In-House Chip Development

Another potential issue here is the future competition. And by competition, I mean Marvell’s current clients. 

The company is working with big names like Amazon, Meta, Broadcom through VMware, previously with Google, and more. These companies are growing alongside the AI boom; they’re not short on resources, and with the right incentive, they could vertically integrate and develop their custom silicon. 

This is a big problem for third-party solution providers like Marvell. And the even bigger problem is, we’re already seeing it happen. 

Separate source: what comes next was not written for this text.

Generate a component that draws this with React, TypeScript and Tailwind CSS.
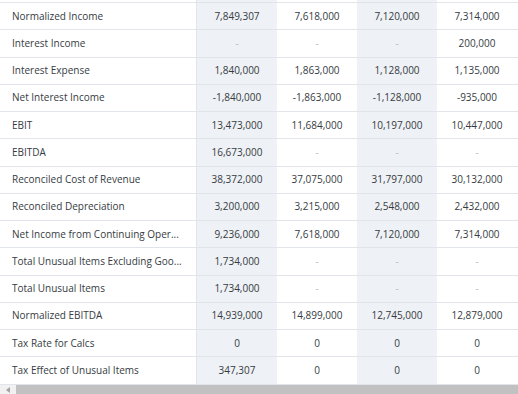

Amazon already has two in-house custom chips: Graviton and Trainium. Google has Ironwood, its first Cloud Tensor Processing Unit. And now even Meta is working on its custom inference chips. With these developments, all three companies are aiming to reduce reliance on third-party vendors. 

Marvell's Development

If this trend continues across the sector, it could chip away – pun fully intended – at Marvell’s future market share. It would have to match price points with in-house development – never an easy feat – while maintaining quality products and services to keep its clients. That likely means tighter competition and narrowing margins. Now that’s an uphill battle if I’ve ever seen one. 

Verdict

Marvell's Verdict

Marvell currently has a consensus strong buy rating from 33 analysts with a $149 high target price. I agree to some extent, but I’m a bit more cautious than some. So I’m more inclined to rate it a moderate buy with a high target price of around $100 or about 46.5x its projected non-GAAP EPS for its fiscal year 2026. 

Admittedly, that’s a bit stretched, but this accounts for the strength of the ongoing AI demand along with the risks and uncertainties it’s facing.